Re-inventing Saudi Arabia: The
View from Washington
Trio of books detail corruption of ruling Al-Saud dynasty
and US complicity
By John R. Bradley
With America searching
to explain the emergence of Al-Qaeda and the Sept. 11, 2001
attacks, but more willing to listen to theories about the
“clash of civilizations” than to subtler criticism of U.S.
foreign policy, there is now a broad consensus that Saudi-backed
Wahhabi fundamentalism is behind many of the world’s conflicts
and much of the world’s Islamist-inspired terrorism. Who
in America has been allowed to forget that 15 of the 19
suicide-hijackers on Sept. 11 were Saudi? From Algeria to
Indonesia, Bosnia-Herzegovina to Chechnya, there is, this
argument goes, a Saudi connection to almost every conflict in
which Islamic jihad has played a role.
The kingdom has rarely
been out of the headlines: as bin Laden’s birthplace; as the
home of Wahhabi Islam; as a donor to international terror groups
through its global network of Islamic charitable organizations;
as the unreliable U.S. ally in the “war on terror;” as the
reluctant backer of the invasion of Iraq; and, most recently and
somewhat incongruously, as the victim of Al-Qaeda terrorism
itself in the heart of its capital city on May 12 and Nov. 8
this year, when bombers blew up residential buildings, killed
over 50 and wounded hundreds.
Before Sept. 11, for
ordinary Americans the Saudi royal family had been the
occasional subject of vague comic reference, and periodic
scrutiny for its business links to the Bush dynasty, but little
more. Afterward, they found themselves confronted with a barrage
of articles arguing that the Al-Saud were the cultivators of Al-Qaeda’s
anti-Western ideology.
Headlines like
"USA-Saudi divide," "With friends like the
Saudis, who needs enemies?" and "Saudi Arabia:
Peace-seeking image, pro-terrorist reality," were difficult
to escape.
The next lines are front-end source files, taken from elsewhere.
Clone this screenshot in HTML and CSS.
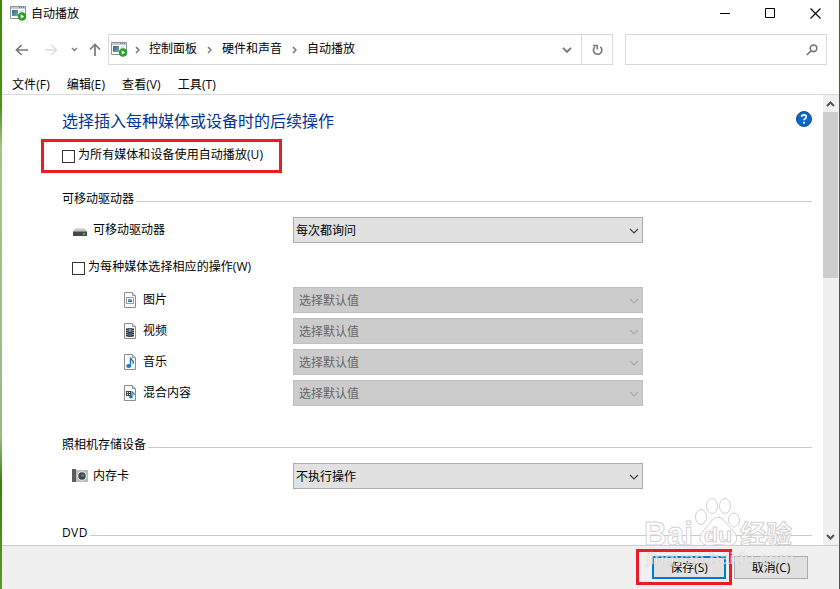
FILE: index.html
```html
<!DOCTYPE html>
<html lang="zh-CN">
<head>
    <meta charset="UTF-8">
    <meta name="viewport" content="width=device-width, initial-scale=1.0">
    <title>自动播放</title>
    <link rel="stylesheet" href="styles.css">
</head>
<body>

<svg class="defs" width="0" height="0">
    <linearGradient id="blue" x1="0" y1="0" x2="1" y2="1"><stop offset="0" stop-color="#2c608d"/><stop offset="1" stop-color="#7cb0a0"/></linearGradient>
    <linearGradient id="lid" x1="0" y1="0" x2="0" y2="1"><stop offset="0" stop-color="#e6e6e6"/><stop offset="1" stop-color="#a8a8a8"/></linearGradient>
    <symbol id="autoplay" viewBox="0 0 17 15">
        <path d="M.5.5h15v12H.5z" fill="#fff" stroke="#8b9298"/>
        <path d="M1 1h14v2H1z" fill="#c3c9cd"/>
        <path d="M9 1.500h1m1 0h1m1 0h1" stroke="#778"/>
        <path d="M2 4h6v6H2z" fill="url(#blue)"/>
        <path d="M9.500 5h4M9.500 7h4" stroke="#b9c3ca"/>
        <circle cx="12" cy="10.500" r="4.200" fill="#22a122"/>
        <path d="M10.700 8.200v4.600l3.500-2.300z" fill="#fff"/>
    </symbol>
    <symbol id="page" viewBox="0 0 12 16">
        <path d="M.5.5h8l3 3v12H.5z" fill="#fafafa" stroke="#8c8c8c"/>
        <path d="M8.500.5v3h3" fill="#ddd" stroke="#999"/>
    </symbol>
    <symbol id="crumb" viewBox="0 0 5 8"><path d="M1 1l3 3-3 3" fill="none" stroke="#777" stroke-width="1.500"/></symbol>
    <symbol id="down" viewBox="0 0 10 6"><path d="M1 1l4 4 4-4" fill="none" stroke="currentColor" stroke-width="1.200"/></symbol>
</svg>

<div class="window">
    <div class="titlebar">
        <svg class="app-icon" width="17" height="15"><use href="#autoplay"/></svg>
        <span class="title">自动播放</span>
        <div class="window-buttons">
            <svg width="10" height="11"><path d="M0 5.500h10" stroke="#000"/></svg>
            <svg width="10" height="11"><path d="M.5.5h9v9h-9z" fill="none" stroke="#000"/></svg>
            <svg width="11" height="11"><path d="M.5.5l10 10M10.500.5l-10 10" stroke="#000" stroke-width="1.100"/></svg>
        </div>
    </div>

    <div class="navbar">
        <svg class="back" width="13" height="12"><path d="M13 6H1.500M6.500 1L1.500 6l5 5" fill="none" stroke="#777" stroke-width="1.700"/></svg>
        <svg class="forward" width="13" height="12"><path d="M0 6h11.500M6.500 1l5 5-5 5" fill="none" stroke="#ddd" stroke-width="1.500"/></svg>
        <svg class="recent" width="7" height="5"><path d="M1 1l2.500 2.500L6 1" fill="none" stroke="#888" stroke-width="1.600"/></svg>
        <svg class="up" width="12" height="13"><path d="M6 13V1.500M1 6.500l5-5 5 5" fill="none" stroke="#777" stroke-width="1.700"/></svg>
        <div class="address">
            <svg class="path-icon" width="17" height="15"><use href="#autoplay"/></svg>
            <svg class="crumb" width="5" height="8"><use href="#crumb"/></svg>
            <span>控制面板</span>
            <svg class="crumb" width="5" height="8"><use href="#crumb"/></svg>
            <span>硬件和声音</span>
            <svg class="crumb" width="5" height="8"><use href="#crumb"/></svg>
            <span>自动播放</span>
            <svg class="address-down" width="10" height="6"><path d="M1 .8l4 4 4-4" fill="none" stroke="#777" stroke-width="1.900"/></svg>
        </div>
        <div class="refresh">
            <svg width="11" height="12"><path d="M8.300 2.800A4.200 4.200 0 1 1 3 2.800" fill="none" stroke="#777" stroke-width="1.600"/><path d="M1 1.500h4.200v4" fill="none" stroke="#777" stroke-width="1.500"/></svg>
        </div>
        <div class="search">
            <svg width="12" height="12"><circle cx="7.500" cy="4.300" r="3.300" fill="none" stroke="#777" stroke-width="1.600"/><path d="M5 6.800L.8 11" stroke="#777" stroke-width="1.700"/></svg>
        </div>
    </div>

    <div class="menubar">
        <span>文件(F)</span>
        <span>编辑(E)</span>
        <span>查看(V)</span>
        <span>工具(T)</span>
    </div>

    <div class="main">
        <div class="content">
            <div class="heading">
                <h1>选择插入每种媒体或设备时的后续操作</h1>
                <svg class="help" width="16" height="16"><circle cx="8" cy="8" r="7.500" fill="#0868c8" stroke="#154f91"/><path d="M5.700 6Q5.700 3.900 8 3.900t2.300 1.900Q10.300 7 9 7.700 8 8.200 8 9.300M8 10.700v2" fill="none" stroke="#fff" stroke-width="1.700"/></svg>
            </div>
            <div class="check highlight"><i class="box"></i><span>为所有媒体和设备使用自动播放(U)</span></div>

            <div class="legend drive">可移动驱动器</div>
            <div class="row">
                <svg class="device-icon" width="16" height="16">
                    <path d="M3.500 6h9l2.500 4H1z" fill="url(#lid)"/>
                    <path d="M1 9.500h14V14H1z" fill="#474747"/>
                    <path d="M1 9.500h14" stroke="#8d8d8d"/>
                    <path d="M11 12h2" stroke="#43e043" stroke-width="1.500"/>
                </svg>
                <span class="label">可移动驱动器</span>
                <div class="select"><span>每次都询问</span><svg width="10" height="6"><use href="#down"/></svg></div>
            </div>
            <div class="check per-media"><i class="box"></i><span>为每种媒体选择相应的操作(W)</span></div>

            <div class="media-list">
                <div class="row media">
                    <svg class="media-icon" width="12" height="16"><use href="#page"/><path d="M2.500 5.500h7v6h-7z" fill="#fff" stroke="#999"/><path d="M4 7h4v3H4z" fill="#67aeda"/><path d="M4 9.500l2-1 2 .5v1H4z" fill="#245f89"/></svg>
                    <span class="label">图片</span>
                    <div class="select disabled"><span>选择默认值</span><svg width="10" height="6"><use href="#down"/></svg></div>
                </div>
                <div class="row media">
                    <svg class="media-icon" width="12" height="16"><use href="#page"/><path d="M2 5h8v9H2z" fill="#333"/><path d="M4.500 5.500h3v3.500h-3z" fill="#649ac3"/><path d="M4.500 10h3v3.500h-3z" fill="#406f91"/><path d="M3 5v9M9 5v9" stroke="#eee" stroke-dasharray="1 1"/></svg>
                    <span class="label">视频</span>
                    <div class="select disabled"><span>选择默认值</span><svg width="10" height="6"><use href="#down"/></svg></div>
                </div>
                <div class="row media">
                    <svg class="media-icon" width="12" height="16"><use href="#page"/><path d="M6.500 12V3.500q.5 2 2 3t.5 3.200" fill="none" stroke="#1c79bd" stroke-width="1.400"/><ellipse cx="4.700" cy="12" rx="2.500" ry="1.900" fill="#1c79bd"/></svg>
                    <span class="label">音乐</span>
                    <div class="select disabled"><span>选择默认值</span><svg width="10" height="6"><use href="#down"/></svg></div>
                </div>
                <div class="row media">
                    <svg class="media-icon" width="12" height="16"><use href="#page"/><path d="M2 6h5v5H2z" fill="#444"/><path d="M3 7h1v1H3zM5 7h1v1H5zM3 9h1v1H3zM5 9h1v1H5z" fill="#fff"/><path d="M8 12V6q.3 1.500 1.500 2.200t.3 2" fill="none" stroke="#1c79bd" stroke-width="1.200"/><ellipse cx="6.800" cy="12" rx="1.800" ry="1.400" fill="#1c79bd"/></svg>
                    <span class="label">混合内容</span>
                    <div class="select disabled"><span>选择默认值</span><svg width="10" height="6"><use href="#down"/></svg></div>
                </div>
            </div>

            <div class="legend camera">照相机存储设备</div>
            <div class="row">
                <svg class="device-icon" width="16" height="16">
                    <path d="M4 2h12v12H4z" fill="#bcbcbc"/>
                    <path d="M0 1h4v13H0z" fill="#5c5c5c"/>
                    <circle cx="10" cy="8" r="4.800" fill="#ececec"/>
                    <circle cx="10" cy="8" r="3.700" fill="#3c4548"/>
                    <circle cx="10.500" cy="7.500" r="1.700" fill="#3c8790"/>
                </svg>
                <span class="label">内存卡</span>
                <div class="select"><span>不执行操作</span><svg width="10" height="6"><use href="#down"/></svg></div>
            </div>

            <div class="legend dvd">DVD</div>
        </div>
        <div class="scrollbar">
            <svg class="scroll-arrow" width="15" height="17"><path d="M4 11l3.500-3.500L11 11" fill="none" stroke="#555" stroke-width="2"/></svg>
            <div class="thumb"></div>
            <svg class="scroll-arrow" width="15" height="17"><path d="M4 7l3.500 3.500L11 7" fill="none" stroke="#555" stroke-width="2"/></svg>
        </div>
    </div>

    <div class="footer">
        <div class="save-frame"><button class="button save">保存(S)</button></div>
        <button class="button">取消(C)</button>
    </div>
</div>

<svg class="watermark" width="160" height="80">
    <g class="wm-logo">
        <ellipse cx="60" cy="22" rx="5.500" ry="7.500"/>
        <ellipse cx="71" cy="11" rx="5.500" ry="7.500"/>
        <ellipse cx="84" cy="11" rx="5.500" ry="7.500"/>
        <ellipse cx="93" cy="25" rx="5.500" ry="7"/>
        <path d="M77 22q5 0 8 6l8 9q5 6 1 11-4 4-11 2-6-1-11 0-8 2-12-3-3-6 3-12l6-7q3-6 8-6z"/>
        <text class="wm-brand" x="3" y="50" textLength="49" lengthAdjust="spacingAndGlyphs">Bai</text>
        <text class="wm-du" x="63" y="47" textLength="28" lengthAdjust="spacingAndGlyphs">du</text>
        <text class="wm-cn" x="99" y="48" textLength="52" lengthAdjust="spacingAndGlyphs">经验</text>
    </g>
    <text class="wm-url" x="5" y="69" textLength="148" lengthAdjust="spacingAndGlyphs">jingyan.baidu.com</text>
</svg>

</body>
</html>
```
FILE: styles.css
```css
body {
    display: flex;
    box-sizing: border-box;
    width: 840px;
    height: 589px;
    margin: 0;
    padding: 0 1px 0 2px;
    overflow: hidden;
    background: linear-gradient(#3f8a0a, #4c9210 18%, #a3c58c 25%, #9abb88 74%, #3c8209 82%, #5b9a25);
    font-family: "Open Sans", "Noto Sans CJK SC", sans-serif;
    font-size: 12px;
    line-height: 18px;
    color: #000;
}
.defs {
    position: absolute;
}
.window {
    display: flex;
    flex-direction: column;
    flex: 1;
    background-color: #fff;
    box-shadow: 1px 0 #46603f;
}
svg {
    flex: none;
}
.titlebar {
    display: flex;
    align-items: center;
    height: 27px;
    padding-left: 8px;
}
.title {
    margin-left: 4px;
}
.window-buttons {
    display: flex;
    gap: 35px;
    margin-left: auto;
    margin-right: 18px;
}
.navbar {
    display: flex;
    align-items: center;
    height: 31px;
    margin-top: 7px;
    padding-left: 13px;
}
.forward {
    margin-left: 17px;
}
.recent {
    margin-left: 13px;
}
.up {
    margin-left: 11px;
    margin-right: 1px;
}
.address,
.refresh,
.search {
    display: flex;
    align-items: center;
    box-sizing: border-box;
    height: 31px;
    border: 1px solid #d9d9d9;
}
.address {
    width: 474px;
    margin-left: 6px;
    padding: 0 9px 0 2px;
}
.address .crumb {
    margin: 1px 10px 0;
}
.address .path-icon + .crumb {
    margin-left: 7px;
    margin-right: 9px;
}
.address span {
    margin-top: -1px;
}
.address-down {
    margin-left: auto;
    margin-top: 1px;
}
.refresh {
    justify-content: center;
    width: 32px;
    margin-left: -1px;
}
.search {
    justify-content: flex-end;
    width: 202px;
    margin-left: 12px;
    padding-right: 8px;
}
.menubar {
    display: flex;
    gap: 17px;
    height: 18px;
    padding: 11px 0 0 10px;
    border-bottom: 1px solid #d9d9d9;
    line-height: 17px;
    letter-spacing: .1px;
}
.main {
    display: flex;
    height: 450px;
}
.content {
    flex: 1;
    padding: 15px 11px 0 60px;
}
.heading {
    display: flex;
    align-items: center;
    justify-content: space-between;
    height: 24px;
}
h1 {
    margin: -2px 0 0;
    font-size: 16px;
    font-weight: normal;
    color: #003399;
}
.help {
    margin-top: -6px;
}
.check {
    display: flex;
    align-items: center;
}
.check span {
    margin: -2px 0 0 3px;
    letter-spacing: .07px;
}
.box {
    box-sizing: border-box;
    width: 13px;
    height: 13px;
    border: 1px solid #333;
    background-color: #fff;
}
.highlight {
    box-sizing: border-box;
    width: 241px;
    height: 34px;
    margin: 5px 0 0 -21px;
    padding-left: 18px;
    border: 3px solid #ed1c24;
}
.per-media {
    height: 20px;
    margin: 15px 0 9px 10px;
}
.legend {
    display: flex;
    align-items: center;
    height: 19px;
    margin-bottom: 9px;
}
.legend::after {
    content: "";
    flex: 1;
    height: 1px;
    margin: 6px 0 0 2px;
    background-color: #cacaca;
}
.drive {
    margin-top: 16px;
}
.camera {
    margin-top: 29px;
}
.dvd {
    margin-top: 34px;
    letter-spacing: .4px;
}
.row {
    display: flex;
    align-items: center;
    height: 26px;
}
.device-icon {
    margin: 0 5px 0 10px;
}
.media-icon {
    margin: 0 7px 0 62px;
}
.label {
    width: 200px;
}
.media .label {
    width: 150px;
}
.select {
    display: flex;
    align-items: center;
    justify-content: space-between;
    box-sizing: border-box;
    width: 350px;
    height: 26px;
    padding: 0 3px 0 2px;
    border: 1px solid #adadad;
    background-color: #e1e1e1;
}
.select span {
    margin-top: 2px;
}
.select svg {
    margin-top: 1px;
    color: #444;
}
.select.disabled {
    padding-left: 5px;
    border-color: #bfbfbf;
    background-color: #ccc;
    color: #666;
}
.disabled svg {
    color: #aaa;
}
.media-list {
    display: flex;
    flex-direction: column;
    gap: 5px;
}
.scrollbar {
    display: flex;
    flex-direction: column;
    width: 16px;
    background-color: #f0f0f0;
}
.thumb {
    width: 15px;
    height: 166px;
    margin-bottom: auto;
    background-color: #cdcdcd;
}
.footer {
    display: flex;
    justify-content: flex-end;
    height: 43px;
    padding-right: 31px;
    border-top: 1px solid #ccc;
    background-color: #f0f0f0;
}
.save-frame {
    box-sizing: border-box;
    width: 96px;
    height: 36px;
    margin: 3px 2px 0 0;
    padding: 4px 0 0 13px;
    border: 3px solid #ed1c24;
}
.button {
    box-sizing: border-box;
    width: 74px;
    height: 23px;
    margin-top: 10px;
    padding: 0;
    border: 1px solid #adadad;
    background-color: #e1e1e1;
    font: inherit;
}
.save {
    display: block;
    margin: 0;
    border: 2px solid #0078d7;
}
/* sits over the content and the footer */
.watermark {
    position: absolute;
    left: 641px;
    top: 495px;
    pointer-events: none;
}
.wm-logo {
    fill: #fff;
    fill-opacity: .75;
    stroke: #d2d2d2;
}
.wm-brand {
    font: bold 34px "Liberation Sans", sans-serif;
}
.wm-du {
    font: bold 21px "Liberation Sans", sans-serif;
}
.wm-cn {
    font: bold 25px "Noto Sans CJK SC", sans-serif;
}
.wm-url {
    fill: #fff;
    fill-opacity: .65;
    stroke: #c4c4c4;
    stroke-opacity: .6;
    stroke-width: .6px;
    font: 17px "Liberation Sans", sans-serif;
}
```
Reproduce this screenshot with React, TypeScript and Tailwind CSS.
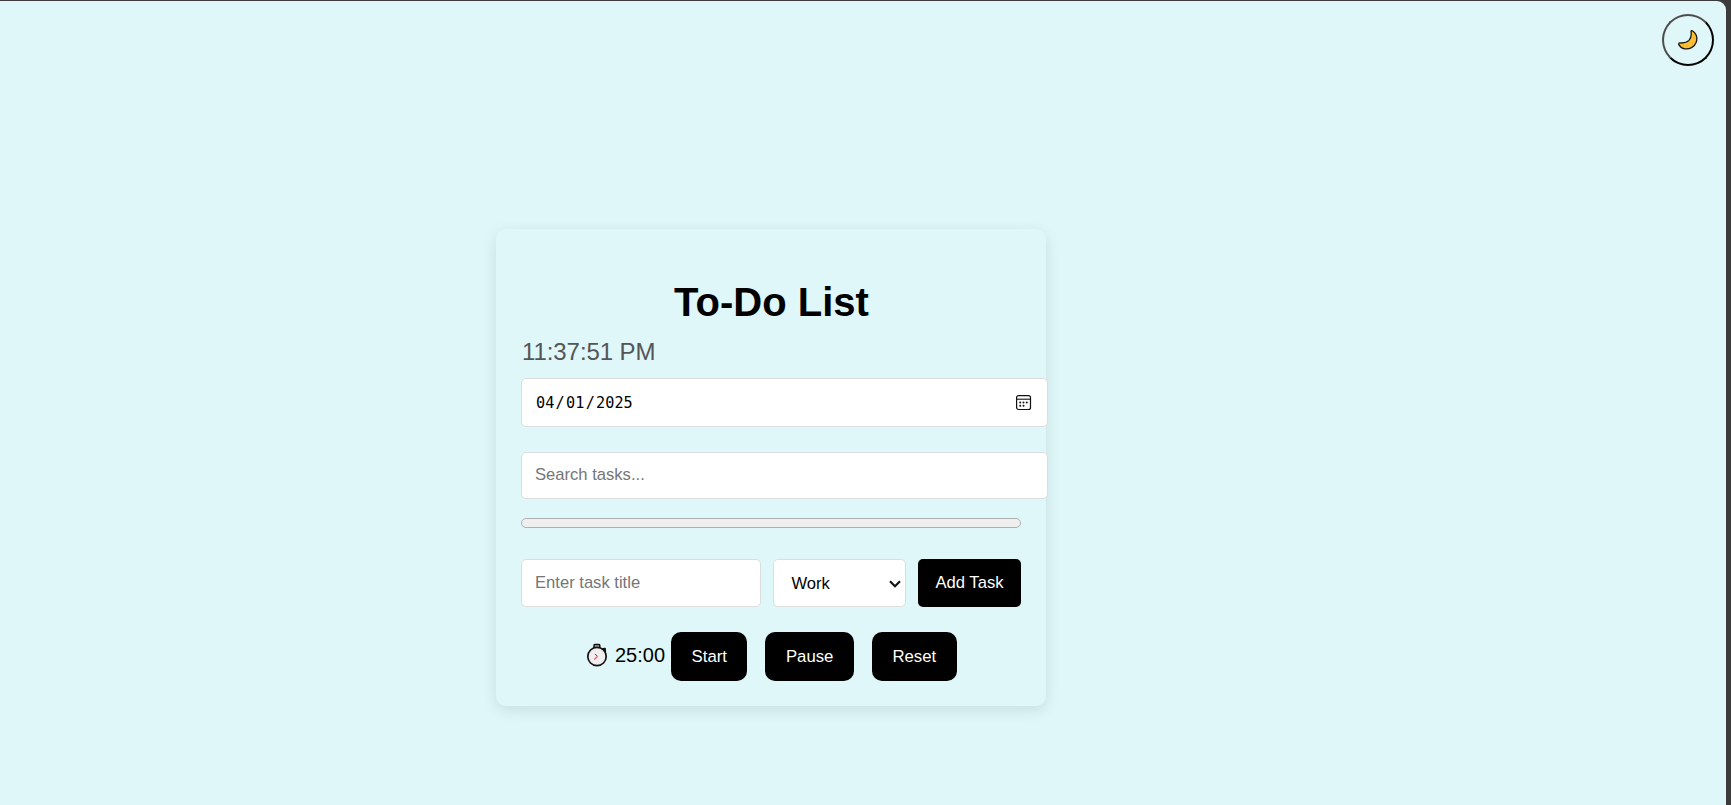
import React from 'react';

function MoonIcon() {
  return (
    <svg width="20" height="20" viewBox="0 0 20 20" fill="none">
      <path
        d="M13 1.6 C13 0.7 14 0.4 14.7 1 C18.2 3.6 19.6 8 18.2 12.2 C16.4 17.2 11.4 19.6 6.8 18.8 C4 18.2 1.8 16.6 0.8 14.6 C0.4 13.5 1 12.8 2 12.9 C5.4 13.2 8.8 12.6 11 10.4 C13.2 8 13.6 5 13 1.6Z"
        fill="#fcc035"
        stroke="#1a1712"
        strokeWidth="1.3"
        strokeLinejoin="round"
      />
      <path d="M16.4 7.6v1M14 13.2l.8-.6M8.6 15.8h1.2M5 15.2h.8" stroke="#ef9a2d" strokeWidth="1.1" />
    </svg>
  );
}

function StopwatchIcon() {
  return (
    <svg className="-mt-[3px]" width="22" height="24" viewBox="0 0 22 24" fill="none">
      <rect x="8" y="1.6" width="5.8" height="4" rx="0.8" fill="#aaa" stroke="#111" strokeWidth="1.5" />
      <path d="M16.6 5.8l2.4-.2.2 2.8z" fill="#333" stroke="#111" strokeWidth="1.8" strokeLinejoin="round" />
      <circle cx="11" cy="13.5" r="9.2" fill="#f1eff0" stroke="#111" strokeWidth="1.7" />
      <circle cx="11" cy="13.5" r="7" stroke="#d8d5d6" strokeWidth="0.9" strokeDasharray="1 2.66" />
      <path d="M9 10.9l2.5 2.5" stroke="#444" strokeWidth="1" />
      <path d="M11.5 13.5l-3.4 3" stroke="#f0606a" strokeWidth="1.3" />
    </svg>
  );
}

function CalendarIcon() {
  return (
    <svg width="16" height="16" viewBox="0 0 16 16" fill="none">
      <rect x="0.6" y="0.6" width="13.9" height="13.9" rx="2" stroke="#111" strokeWidth="1.2" />
      <path d="M0.6 4.2h13.9" stroke="#111" strokeWidth="1.1" />
      <g fill="#111">
        <circle cx="4.2" cy="7.6" r="1" />
        <circle cx="7.5" cy="7.6" r="1" />
        <circle cx="10.8" cy="7.6" r="1" />
        <circle cx="4.2" cy="10.8" r="1" />
        <circle cx="7.5" cy="10.8" r="1" />
      </g>
    </svg>
  );
}

function TimerButton({ children }: { children: React.ReactNode }) {
  return (
    <button className="h-[49px] rounded-[10px] bg-black px-[20.5px] text-[16.75px] text-white">
      {children}
    </button>
  );
}

export default function App() {
  return (
    <div className="h-[805px] w-[1731px] overflow-hidden bg-[#3b3b3b] pt-px pr-[5px] font-['Liberation_Sans',Arial,sans-serif] text-black">
      <div className="relative h-full rounded-tr-[9px] bg-[#dff7f9] pt-[228px] pl-[496px]">
        <button
          aria-label="Toggle dark mode"
          className="absolute top-[13px] right-[12px] flex h-[52px] w-[52px] items-center justify-center rounded-full border-2 border-t-[#4c4c4c] border-r-black border-b-black border-l-[#4c4c4c]"
        >
          <MoonIcon />
        </button>

        <main className="flex h-[477px] w-[550px] flex-col rounded-[10px] px-[25px] pt-[50px] shadow-[0_4px_15px_rgba(0,0,0,0.1)]">
          <h1 className="pl-px text-center text-[40px] leading-[46px] font-bold">To-Do List</h1>
          <p className="mt-[13px] pl-px text-[24px] leading-[28px] tracking-[-0.08px] text-[#555]">11:37:51 PM</p>

          <div className="mt-[12px] flex h-[49px] w-[527px] shrink-0 items-center justify-between rounded-[5px] border border-[#ddd] bg-white pr-[15px] pl-[14px]">
            <div className="flex gap-[1.3px] pt-[2px] font-['DejaVu_Sans_Mono',monospace] text-[15.2px]">
              <span>04</span>
              <span>/</span>
              <span>01</span>
              <span>/</span>
              <span>2025</span>
            </div>
            <CalendarIcon />
          </div>

          <input
            placeholder="Search tasks..."
            className="mt-[25px] h-[47px] w-[527px] shrink-0 rounded-[5px] border border-[#ddd] bg-white px-[13px] pb-[1px] text-[16.6px] placeholder:text-[#757575]"
          />

          <div className="mt-[19px] h-[10px] w-full shrink-0 rounded-[5px] border border-[#b0b0b0] bg-[#efefef]" />

          <div className="mt-[31px] flex h-[48px] shrink-0 gap-[12px]">
            <input
              placeholder="Enter task title"
              className="w-[240px] rounded-[5px] border border-[#ddd] bg-white px-[13px] text-[16.6px] placeholder:text-[#757575]"
            />
            <div className="flex w-[133px] items-center justify-between rounded-[5px] border border-[#ddd] bg-white pt-[2px] pr-[4px] pl-[17.5px] text-[16.6px]">
              <span>Work</span>
              <svg width="12" height="8" viewBox="0 0 12 8" fill="none">
                <path d="M1 1.2l5 5 5-5" stroke="#111" strokeWidth="2.1" />
              </svg>
            </div>
            <button className="flex-1 rounded-[5px] bg-black text-[16.6px] whitespace-nowrap text-white">
              Add Task
            </button>
          </div>

          <div className="mt-[25px] flex shrink-0 items-center pl-[65px]">
            <StopwatchIcon />
            <span className="mr-[6px] ml-[7px] pb-[3px] text-[20px]">25:00</span>
            <div className="flex gap-[18px]">
              <TimerButton>Start</TimerButton>
              <TimerButton>Pause</TimerButton>
              <TimerButton>Reset</TimerButton>
            </div>
          </div>
        </main>
      </div>
    </div>
  );
}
Michael Moore’s book Dude: Where’s My Country?
kicks off with a chapter titled "Questions for George of
Arabia."
Inevitably, the three
books under review, which detail the corruption of the Al-Saud
and U.S. complicity in it, also made the bestseller lists. They
rode an anti-Saudi wave driven, in part, by anti-Saudi and
pro-Israeli figures inside the U.S. administration, but also by
countless confused Americans seeking to understand the kingdom
that had set so many of its subjects on those fateful flights.
The argument that the
Saudi state is at the root of Islamic terrorism, and that the
Al-Saud regime has managed to buy off successive U.S.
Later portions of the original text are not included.